1.   I just installed [Whidbey / Longhorn / Whatever] and it rocks!


2.  [name]  [ says / on to something / points out / links to / announces  ]   [ Whatever ]


3.  I just saw the [ Matrix / LOTR / Whatever ] and it [ sucks / rocks ]


4. Anything with the words “DON“ and “BOX“ in the same sentence (except for his blog, of course)


But really, has anyone considered a mechanism for filtering blogs?  I would love a “bool FilterPost(xmlElement Item)” pluggable interface for SharpReader … <hint hint>


 


 

Comments (6)

  1. Anon says:

    Could it filter out your posts while you’re at it?

  2. Addy Santo says:

    Cute.

    So I take it you also think the idea has some merit?

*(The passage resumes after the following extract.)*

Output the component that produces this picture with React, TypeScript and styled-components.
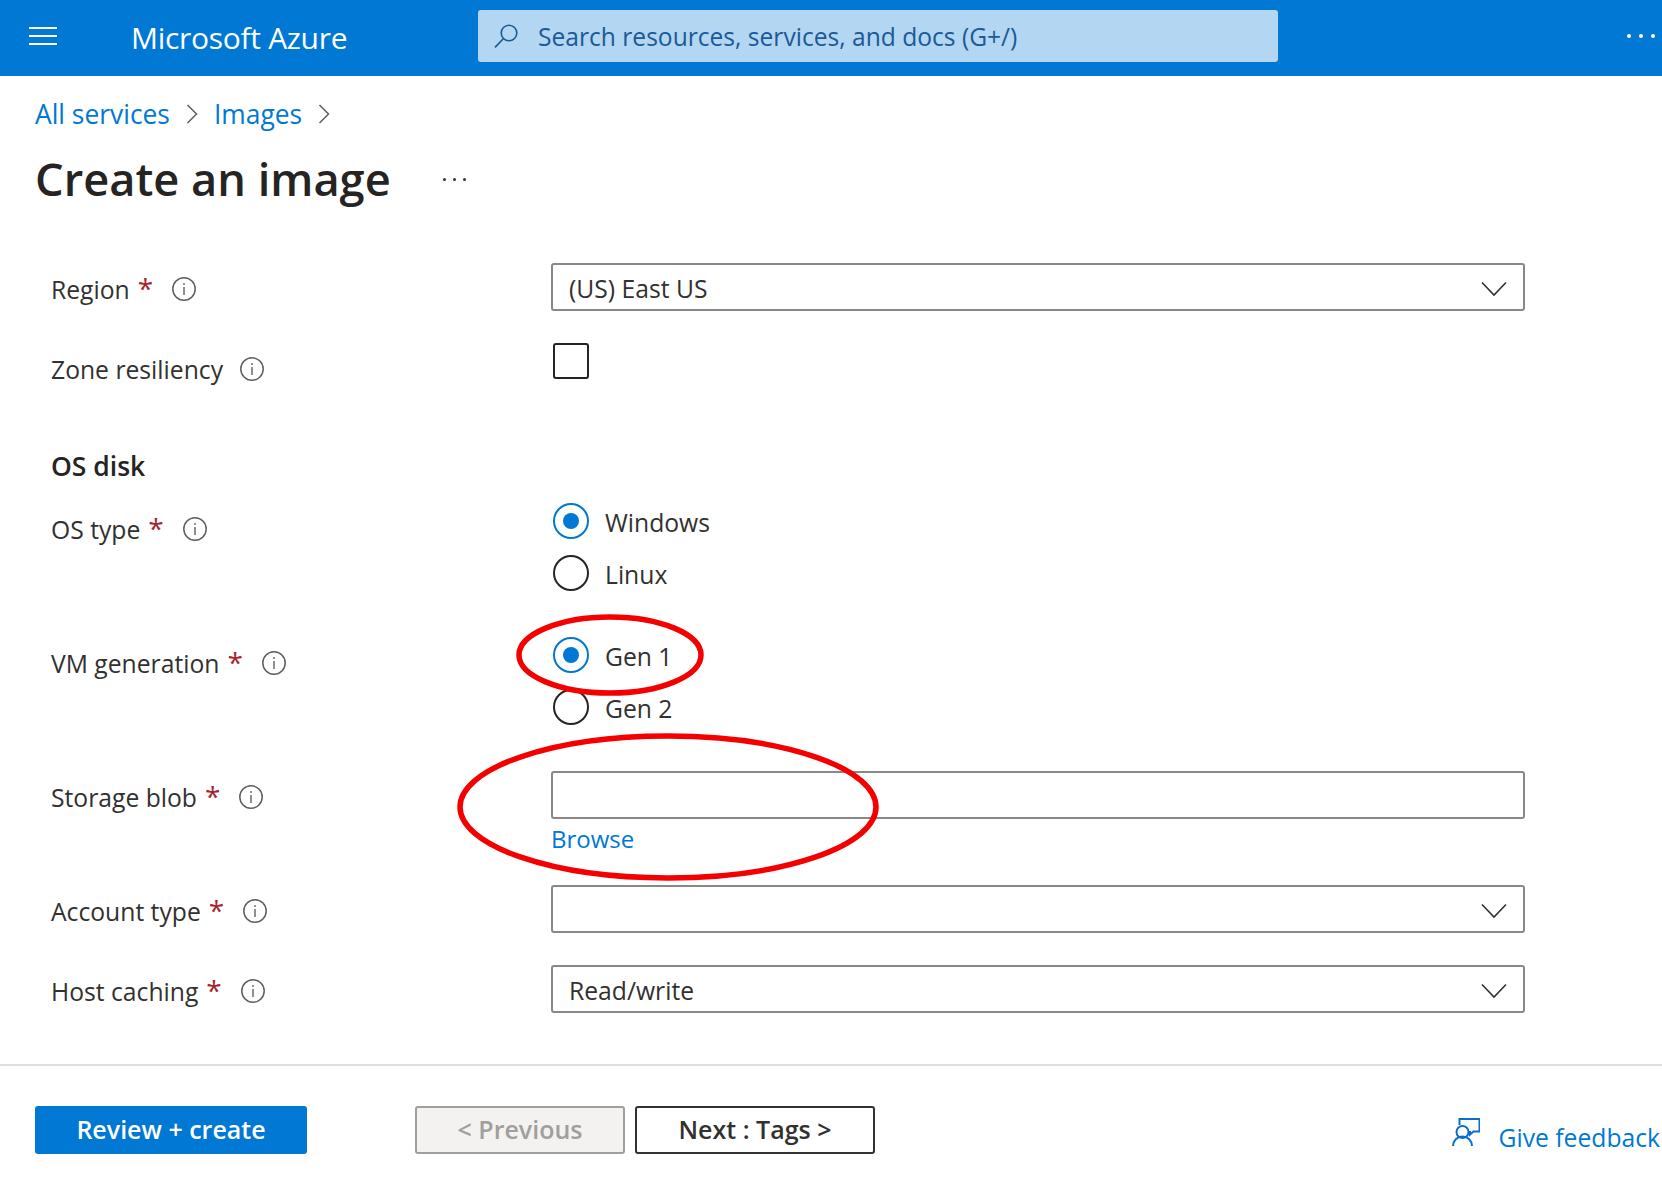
import React from "react";
import styled, { createGlobalStyle } from "styled-components";

const Global = createGlobalStyle`
  html, body { margin: 0; padding: 0; background: #fff; }
  body { font-family: "Open Sans", "Noto Sans", "Liberation Sans", sans-serif; color: #323130; }
  * { box-sizing: border-box; }
`;

const Page = styled.div`
  position: relative;
  width: 1662px;
  height: 1194px;
  overflow: hidden;
  font-size: 24.7px;
`;

const Header = styled.header`
  height: 76px;
  background: #0078d4;
  display: flex;
  align-items: center;
  padding: 0 7px 0 29px;
`;

const Hamburger = styled.div`
  width: 28px;
  height: 18px;
  display: flex;
  flex-direction: column;
  justify-content: space-between;
  margin-bottom: 4px;
  span { display: block; height: 2px; background: #fff; }
`;

const Brand = styled.div`
  width: 347px;
  margin-left: 74px;
  color: #fff;
  font-size: 30px;
  letter-spacing: -0.3px;
  line-height: 1;
`;

const SearchBox = styled.div`
  width: 800px;
  height: 52px;
  margin-bottom: 4px;
  border-radius: 3px;
  background: #b3d6f2;
  display: flex;
  align-items: center;
  padding-left: 16px;
  color: #1b5a96;
  gap: 20px;
  font-size: 24.6px;
`;

const HeaderDots = styled.div`
  margin-left: auto;
  display: flex;
  gap: 8px;
  margin-bottom: 4px;
  span { width: 4px; height: 4px; border-radius: 50%; background: #fff; }
`;

const Crumbs = styled.nav`
  display: flex;
  align-items: center;
  height: 76px;
  padding: 0 0 0 35px;
  margin-bottom: -6px;
`;

const CrumbLink = styled.a`
  color: #0078d4;
  font-size: 26.4px;
  line-height: 1;
`;

const CrumbSep = styled.svg`
  width: 12px;
  height: 22px;
  margin: 0 16px 0 16px;
  flex: none;
`;

const TitleRow = styled.div`
  display: flex;
  align-items: center;
  height: 66px;
  padding-left: 35px;
`;

const Title = styled.h1`
  margin: 0;
  width: 408px;
  font-size: 45.2px;
  font-weight: 600;
  line-height: 1;
  color: #252423;
`;

const TitleDots = styled.div`
  display: flex;
  gap: 7px;
  span { width: 3px; height: 3px; border-radius: 50%; background: #323130; }
`;

const Form = styled.form`
  display: flex;
  flex-direction: column;
  padding: 51px 0 0 51px;
`;

const Row = styled.div<{ $after: number }>`
  display: grid;
  grid-template-columns: 500px 974px;
  margin-bottom: ${(p) => p.$after}px;
`;

const LabelBox = styled.div`
  height: 54px;
  padding-bottom: 2px;
  display: flex;
  align-items: center;
`;

const Req = styled.span`
  color: #a4262c;
  margin: 0 2px 0 8px;
  line-height: 1;
  font-size: 28px;
  transform: translateY(-1px);
`;

const InfoIcon = styled.svg`
  width: 24px;
  height: 24px;
  flex: none;
  margin-left: 17px;
`;

const SectionTitle = styled.div`
  font-weight: 600;
  font-size: 26.5px;
  height: 36px;
  line-height: 36px;
  margin-bottom: 19px;
  color: #252423;
`;

const Field = styled.div`
  width: 974px;
  height: 48px;
  border: 2px solid #8a8886;
  border-radius: 3px;
  display: flex;
  align-items: center;
  justify-content: space-between;
  padding: 0 16px 0 16px;
  background: #fff;
  span { padding-top: 2px; }
`;

const Chevron = styled.svg`
  width: 26px;
  height: 16px;
  margin-top: 3px;
  flex: none;
`;

const Checkbox = styled.div`
  width: 36px;
  height: 36px;
  margin-left: 2px;
  border: 2px solid #252423;
  border-radius: 3px;
`;

const RadioGroup = styled.div`
  display: flex;
  flex-direction: column;
  gap: 16px;
  padding-left: 2px;
`;

const RadioRow = styled.label`
  display: flex;
  align-items: center;
  height: 36px;
  gap: 16px;
  span { padding-top: 2px; }
`;

const RadioDot = styled.div<{ $on?: boolean }>`
  width: 36px;
  height: 36px;
  flex: none;
  border-radius: 50%;
  border: 2px solid ${(p) => (p.$on ? "#0078d4" : "#252423")};
  display: flex;
  align-items: center;
  justify-content: center;
  &::after {
    content: "";
    display: ${(p) => (p.$on ? "block" : "none")};
    width: 16px;
    height: 16px;
    border-radius: 50%;
    background: #0078d4;
  }
`;

const BrowseLink = styled.a`
  display: block;
  color: #0078d4;
  font-size: 24px;
  height: 42px;
  line-height: 40px;
`;

const Footer = styled.footer`
  margin-top: 45px;
  border-top: 2px solid #e1dfdd;
  display: flex;
  align-items: flex-start;
  padding: 40px 2px 0 35px;
`;

const Button = styled.button<{ $kind: "primary" | "disabled" | "outline"; $w: number; $ml: number }>`
  width: ${(p) => p.$w}px;
  height: 48px;
  margin-left: ${(p) => p.$ml}px;
  border-radius: 3px;
  font: 600 25px "Open Sans", "Noto Sans", sans-serif;
  padding: 0 0 2px;
  border: 2px solid
    ${(p) => (p.$kind === "primary" ? "#0078d4" : p.$kind === "disabled" ? "#a19f9d" : "#323130")};
  background: ${(p) => (p.$kind === "primary" ? "#0078d4" : p.$kind === "disabled" ? "#f3f2f1" : "#fff")};
  color: ${(p) => (p.$kind === "primary" ? "#fff" : p.$kind === "disabled" ? "#a19f9d" : "#323130")};
`;

const Feedback = styled.a`
  margin-left: auto;
  display: flex;
  align-items: center;
  gap: 18px;
  height: 28px;
  margin-top: 12px;
  color: #0078d4;
  white-space: nowrap;
  font-size: 24.7px;
`;

const FeedbackText = styled.span`
  padding-top: 10px;
`;

const Annotation = styled.svg`
  position: absolute;
  left: 0;
  top: 0;
  width: 1662px;
  height: 1194px;
  pointer-events: none;
`;

const Info = () => (
  <InfoIcon viewBox="0 0 24 24" fill="none" stroke="#605e5c">
    <circle cx="12" cy="12" r="11.2" strokeWidth="1.5" />
    <path d="M12 10v8" strokeWidth="1.4" />
    <circle cx="12" cy="7" r="0.9" fill="#605e5c" stroke="none" />
  </InfoIcon>
);

const Down = () => (
  <Chevron viewBox="0 0 26 16" fill="none" stroke="#323130" strokeWidth="1.6">
    <path d="M1 1.5 13 14 25 1.5" />
  </Chevron>
);

const Sep = () => (
  <CrumbSep viewBox="0 0 12 22" fill="none" stroke="#605e5c" strokeWidth="1.5">
    <path d="M1.5 2 10.5 11 1.5 20" />
  </CrumbSep>
);

const Label = ({ text, req }: { text: string; req?: boolean }) => (
  <LabelBox>
    {text}
    {req && <Req>*</Req>}
    <Info />
  </LabelBox>
);

export default function App() {
  return (
    <Page>
      <Global />
      <Header>
        <Hamburger>
          <span />
          <span />
          <span />
        </Hamburger>
        <Brand>Microsoft Azure</Brand>
        <SearchBox>
          <svg width="24" height="24" viewBox="0 0 24 24" fill="none" stroke="#1b5a96" strokeWidth="1.6">
            <circle cx="15" cy="9" r="7.8" />
            <path d="M9.5 14.5 1 23.4" />
          </svg>
          Search resources, services, and docs (G+/)
        </SearchBox>
        <HeaderDots>
          <span />
          <span />
          <span />
        </HeaderDots>
      </Header>

      <Crumbs>
        <CrumbLink>All services</CrumbLink>
        <Sep />
        <CrumbLink>Images</CrumbLink>
        <Sep />
      </Crumbs>

      <TitleRow>
        <Title>Create an image</Title>
        <TitleDots>
          <span />
          <span />
          <span />
        </TitleDots>
      </TitleRow>

      <Form>
        <Row $after={26}>
          <Label text="Region" req />
          <Field>
            <span>(US) East US</span>
            <Down />
          </Field>
        </Row>
        <Row $after={51}>
          <Label text="Zone resiliency" />
          <Checkbox />
        </Row>
        <SectionTitle>OS disk</SectionTitle>
        <Row $after={46}>
          <Label text="OS type" req />
          <RadioGroup>
            <RadioRow>
              <RadioDot $on />
              <span>Windows</span>
            </RadioRow>
            <RadioRow>
              <RadioDot />
              <span>Linux</span>
            </RadioRow>
          </RadioGroup>
        </Row>
        <Row $after={46}>
          <Label text="VM generation" req />
          <RadioGroup>
            <RadioRow>
              <RadioDot $on />
              <span>Gen 1</span>
            </RadioRow>
            <RadioRow>
              <RadioDot />
              <span>Gen 2</span>
            </RadioRow>
          </RadioGroup>
        </Row>
        <Row $after={24}>
          <Label text="Storage blob" req />
          <div>
            <Field />
            <BrowseLink>Browse</BrowseLink>
          </div>
        </Row>
        <Row $after={26}>
          <Label text="Account type" req />
          <Field>
            <span />
            <Down />
          </Field>
        </Row>
        <Row $after={0}>
          <Label text="Host caching" req />
          <Field>
            <span>Read/write</span>
            <Down />
          </Field>
        </Row>
      </Form>

      <Footer>
        <Button $kind="primary" $w={272} $ml={0}>Review + create</Button>
        <Button $kind="disabled" $w={210} $ml={108}>&lt; Previous</Button>
        <Button $kind="outline" $w={240} $ml={10}>Next : Tags &gt;</Button>
        <Feedback>
          <svg width="28" height="28" viewBox="0 0 28 28" fill="none" stroke="#0a6ed1" strokeWidth="2">
            <path d="M7.5 7V1H27.5V13.5H21.5L18 16.5V13" />
            <circle cx="10.5" cy="14" r="6" />
            <path d="M1 28a9.5 9.5 0 0 1 19 0" />
          </svg>
          <FeedbackText>Give feedback</FeedbackText>
        </Feedback>
      </Footer>

      <Annotation viewBox="0 0 1662 1194" fill="none" stroke="#f40000" strokeWidth="5.5">
        <ellipse cx="610" cy="655" rx="91" ry="38" />
        <ellipse cx="668" cy="807" rx="208" ry="71" />
      </Annotation>
    </Page>
  );
}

I’ll filter out my noise and you can filter yours.

  3. Cory Smith says:

    If you don’t like the blogs, don’t subscribe. Blogging is about sharing… just because you don’t like something, doesn’t mean others won’t. Also, not everyone reads everyone elses blog, so some of the way information gets propagated is by others pointing out what others are saying. It’s not like you haven’t asked to receive this information (blogs)… you subscribed to them. If you don’t want them, unsubscribe.

  4. Dumky says:

    It’s a good idea. The only problem is that we won’t know whether it actually works before implementing it 😉

    In I recently another guy (besides you and me) with a similar idea: http://www.jimohalloran.com/archives/000228.html

    +1 for the hook in SharpReader 🙂

    Notice: Bayesian filters aren’t rule based. You just teach them what is "spam" and what is "ham" and then they use probabilities to filter out future posts.

  5. Addy Santo says:

    Cory:

    You don’t get it. I don’t want to shut anyone up – I just want an automated way to weed the noise out of the data I pull down to my desktop.

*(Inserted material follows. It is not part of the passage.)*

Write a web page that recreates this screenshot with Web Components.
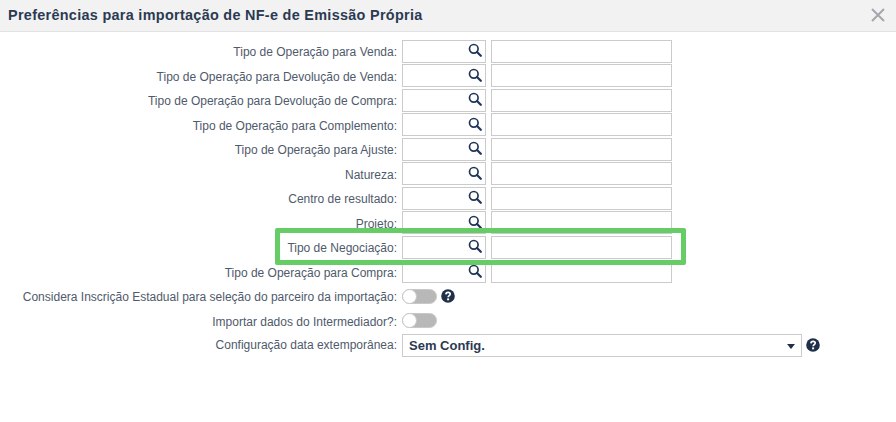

    A large percent of the information flowing in to my aggregator is pre-aggregated: the DotNetJunkies main feed, CNET news, Techweb, slashdot, MSDN articles. And even the personal blogs I read have a staggering amount of duplicated information- every Don Box post, or new code release is mirrored by dozens of people.

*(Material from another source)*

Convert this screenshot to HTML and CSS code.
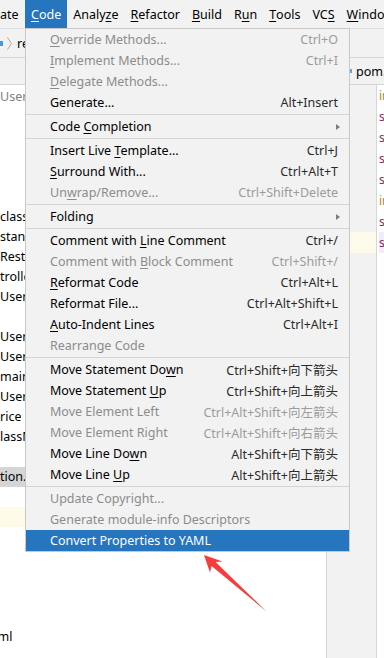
FILE: index.html
```html
<!DOCTYPE html>
<html lang="en">
<head>
<meta charset="utf-8">
<title>Code menu</title>
<link rel="stylesheet" href="styles.css">
</head>
<body>
<div class="menubar">
  <div class="mb-item mb-first">ate</div>
  <div class="mb-item mb-active"><u>C</u>ode</div>
  <div class="mb-item">Analy<u>z</u>e</div>
  <div class="mb-item"><u>R</u>efactor</div>
  <div class="mb-item"><u>B</u>uild</div>
  <div class="mb-item">R<u>u</u>n</div>
  <div class="mb-item"><u>T</u>ools</div>
  <div class="mb-item">VC<u>S</u></div>
  <div class="mb-item"><u>W</u>indow</div>
</div>
<div class="navbar">
  <span class="nav-ico"></span>
  <svg class="nav-chev" width="5" height="13" viewBox="0 0 5 13"><path d="M0.5 0.5 L4.5 6.5 L0.5 12.5" fill="none" stroke="#a8a8a8" stroke-width="1"/></svg>
  <span class="nav-text">re</span>
</div>
<div class="work">
  <div class="project">
    <div class="proj-head"></div>
    <div class="tree">
      <div class="row dim"><span class="frag">Users</span></div>
      <div class="row"></div>
      <div class="row"></div>
      <div class="row"></div>
      <div class="row"></div>
      <div class="row"></div>
      <div class="row"><span class="frag">class</span></div>
      <div class="row"><span class="frag">stant</span></div>
      <div class="row"><span class="frag">RestI</span></div>
      <div class="row"><span class="frag">trolle</span></div>
      <div class="row"><span class="frag">UserC</span></div>
      <div class="row"></div>
      <div class="row"><span class="frag">UserD</span></div>
      <div class="row"><span class="frag">UserD</span></div>
      <div class="row"><span class="frag">main</span></div>
      <div class="row"><span class="frag">User</span></div>
      <div class="row"><span class="frag">rice</span></div>
      <div class="row"><span class="frag">lassM</span></div>
      <div class="row"></div>
      <div class="row selected"><span class="frag">tion.</span></div>
      <div class="row"></div>
      <div class="row marked"></div>
      <div class="row"></div>
      <div class="row"></div>
      <div class="row"></div>
      <div class="row"></div>
      <div class="row"></div>
      <div class="row cut"><span class="frag">xml</span></div>
    </div>
  </div>
  <div class="editor">
    <div class="tabs"><span class="tab-ico"></span><span class="tab">pom.xml</span></div>
    <div class="code">
      <div class="gutter">
        <div class="gline"></div><div class="gline"></div><div class="gline"></div><div class="gline"></div>
        <div class="gline"></div><div class="gline"></div><div class="gline"></div><div class="gline caret"></div>
      </div>
      <div class="text">
        <div class="line k1">info.app.name=demo</div>
        <div class="line k2">server.port=8080</div>
        <div class="line k2">spring.datasource.url=jdbc</div>
        <div class="line k2">spring.datasource.username=root</div>
        <div class="line k2">spring.datasource.password=root</div>
        <div class="line k1">info.app.version=1.0</div>
        <div class="line k2">spring.jpa.show-sql=true</div>
        <div class="line k2 caret">spring.jpa.hibernate.ddl-auto=update</div>
      </div>
    </div>
  </div>
</div>

<div class="menu">
  <div class="mi dis"><span class="lbl"><u>O</u>verride Methods...</span><span class="sc">Ctrl+O</span></div>
  <div class="mi dis"><span class="lbl"><u>I</u>mplement Methods...</span><span class="sc">Ctrl+I</span></div>
  <div class="mi dis"><span class="lbl"><u>D</u>elegate Methods...</span></div>
  <div class="mi"><span class="lbl">Generate...</span><span class="sc">Alt+Insert</span></div>
  <div class="sep"></div>
  <div class="mi"><span class="lbl">Code <u>C</u>ompletion</span><span class="sub"></span></div>
  <div class="sep"></div>
  <div class="mi"><span class="lbl">Insert Live <u>T</u>emplate...</span><span class="sc">Ctrl+J</span></div>
  <div class="mi"><span class="lbl"><u>S</u>urround With...</span><span class="sc">Ctrl+Alt+T</span></div>
  <div class="mi dis"><span class="lbl">Un<u>w</u>rap/Remove...</span><span class="sc">Ctrl+Shift+Delete</span></div>
  <div class="sep"></div>
  <div class="mi"><span class="lbl">Folding</span><span class="sub"></span></div>
  <div class="sep"></div>
  <div class="mi"><span class="lbl">Comment with <u>L</u>ine Comment</span><span class="sc">Ctrl+/</span></div>
  <div class="mi dis"><span class="lbl">Comment with <u>B</u>lock Comment</span><span class="sc">Ctrl+Shift+/</span></div>
  <div class="mi"><span class="lbl"><u>R</u>eformat Code</span><span class="sc">Ctrl+Alt+L</span></div>
  <div class="mi"><span class="lbl">Reformat File...</span><span class="sc">Ctrl+Alt+Shift+L</span></div>
  <div class="mi"><span class="lbl"><u>A</u>uto-Indent Lines</span><span class="sc">Ctrl+Alt+I</span></div>
  <div class="mi dis"><span class="lbl">Rearrange Code</span></div>
  <div class="sep"></div>
  <div class="mi"><span class="lbl">Move Statement Do<u>w</u>n</span><span class="sc">Ctrl+Shift+向下箭头</span></div>
  <div class="mi"><span class="lbl">Move Statement <u>U</u>p</span><span class="sc">Ctrl+Shift+向上箭头</span></div>
  <div class="mi dis"><span class="lbl">Move Element Left</span><span class="sc">Ctrl+Alt+Shift+向左箭头</span></div>
  <div class="mi dis"><span class="lbl">Move Element Right</span><span class="sc">Ctrl+Alt+Shift+向右箭头</span></div>
  <div class="mi"><span class="lbl">Move Line Do<u>w</u>n</span><span class="sc">Alt+Shift+向下箭头</span></div>
  <div class="mi"><span class="lbl">Move Line <u>U</u>p</span><span class="sc">Alt+Shift+向上箭头</span></div>
  <div class="sep"></div>
  <div class="mi dis"><span class="lbl">Update Copyright...</span></div>
  <div class="mi dis"><span class="lbl">Generate module-info Descriptors</span></div>
  <div class="mi active"><span class="lbl">Convert Properties to YAML</span></div>
</div>

<svg class="arrow" width="384" height="658" viewBox="0 0 384 658">
  <path d="M204 555 L222.5 561.5 L215.6 562 L266.5 611.5 L211.6 566 L210 572.5 Z" fill="#f63c3c"/>
</svg>
</body>
</html>
```
FILE: styles.css
```css
* { box-sizing: border-box; }
html, body { margin: 0; padding: 0; }
body {
  width: 384px;
  height: 658px;
  overflow: hidden;
  position: relative;
  background: #ffffff;
  font-family: "Noto Sans", "Noto Sans CJK SC", sans-serif;
  font-size: 12.5px;
  color: #000000;
}
u { text-decoration-thickness: 1px; text-underline-offset: 2px; }

/* menu bar */
.menubar {
  height: 28px;
  background: #f2f2f2;
  display: flex;
  white-space: nowrap;
  overflow: hidden;
}
.mb-item { padding: 0 6px; display: flex; align-items: center; }
.mb-first { width: 25px; flex: none; padding: 0; overflow: hidden; }
.mb-active { background: #2675bf; color: #ffffff; }

/* navigation bar */
.navbar {
  height: 30px;
  background: #f2f2f2;
  border-top: 1px solid #e1e1e1;
  border-bottom: 1px solid #d6d6d6;
  display: flex;
  align-items: center;
  white-space: nowrap;
  overflow: hidden;
}
.nav-ico { width: 3px; height: 5px; background: #3f9be0; flex: none; }
.nav-chev { margin-left: 4px; flex: none; }
.nav-text { margin-left: 5px; }

/* work area */
.work { display: flex; height: 600px; }
.project {
  width: 327px;
  flex: none;
  border-right: 1px solid #d6d6d6;
  display: flex;
  flex-direction: column;
  overflow: hidden;
}
.proj-head { height: 27px; flex: none; background: #f2f2f2; border-bottom: 1px solid #d6d6d6; }
.tree { padding-top: 2px; }
.row { height: 20px; line-height: 20px; white-space: nowrap; overflow: hidden; }
.frag { display: inline-block; max-width: 26px; overflow: hidden; vertical-align: top; }
.row.dim { color: #808080; }
.row.selected { background: #d5d5d5; }
.row.marked { background: #fdfbe7; }
.row.cut .frag { margin-left: -9px; max-width: 30px; }

.editor { flex: 1; display: flex; flex-direction: column; overflow: hidden; }
.tabs {
  height: 27px;
  flex: none;
  background: #f2f2f2;
  border-bottom: 1px solid #d6d6d6;
  display: flex;
  align-items: center;
  white-space: nowrap;
}
.tab-ico { width: 2px; height: 4px; background: #5aa7e0; margin-left: 23px; flex: none; }
.tab { margin-left: 4px; }
.code { flex: 1; display: flex; }
.gutter { width: 50px; flex: none; background: #f2f2f2; border-right: 1px solid #d6d6d6; }
.gline { height: 21px; }
.gline.caret { background: #fcfae9; }
.text { flex: 1; padding-left: 2px; overflow: hidden; }
.line { height: 21px; line-height: 21px; white-space: nowrap; font-size: 12px; }
.line.k1 { color: #a88a2e; }
.line.k2 { color: #8b2a5c; }
.line.caret { background: #efedfb; }

/* dropdown menu */
.menu {
  position: absolute;
  left: 25px;
  top: 28px;
  width: 325px;
  background: #f2f2f2;
  border: 1px solid #c8c8c8;
  white-space: nowrap;
}
.mi {
  height: 21px;
  display: flex;
  align-items: center;
  justify-content: space-between;
  padding: 0 11px 0 24px;
}
.mi .sc { color: #2b2b2b; }
.mi.dis .lbl { color: #8c8c8c; }
.mi.dis .sc { color: #9c9c9c; }
.mi.active { background: #2675bf; color: #ffffff; }
.sub {
  width: 0;
  height: 0;
  border-left: 4px solid #7c7c7c;
  border-top: 3.5px solid transparent;
  border-bottom: 3.5px solid transparent;
  margin-right: -2px;
}
.sep { height: 1px; margin: 1px 0; background: #d4d4d4; }

.arrow { position: absolute; left: 0; top: 0; pointer-events: none; }
```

    If everyone was as focused as Chris Brumme I wouldn’t be complaining. But it is a real chore to go over 500+ feeds a day just for the 2-3 gold nuggets a day which I find. I would LOVE a flexible filtering tool which would weed out some of the noise for me.

  6. Jeff Key says:

    My solution is to not subscribe to the aggregate blogs like this one, but to people you can rely on for good posts with little to no noise. Much of the aggregator blog postings are links to other blogs, as you mentioned, so there’s a good chance that you’ll get the same links in the non-aggregator blogs you subscribe to. Works for me. (I do scan the web front-end of aggregated blogs every once in a while if I have a minute just to see if anything interesting is posted; that’s how I got here.)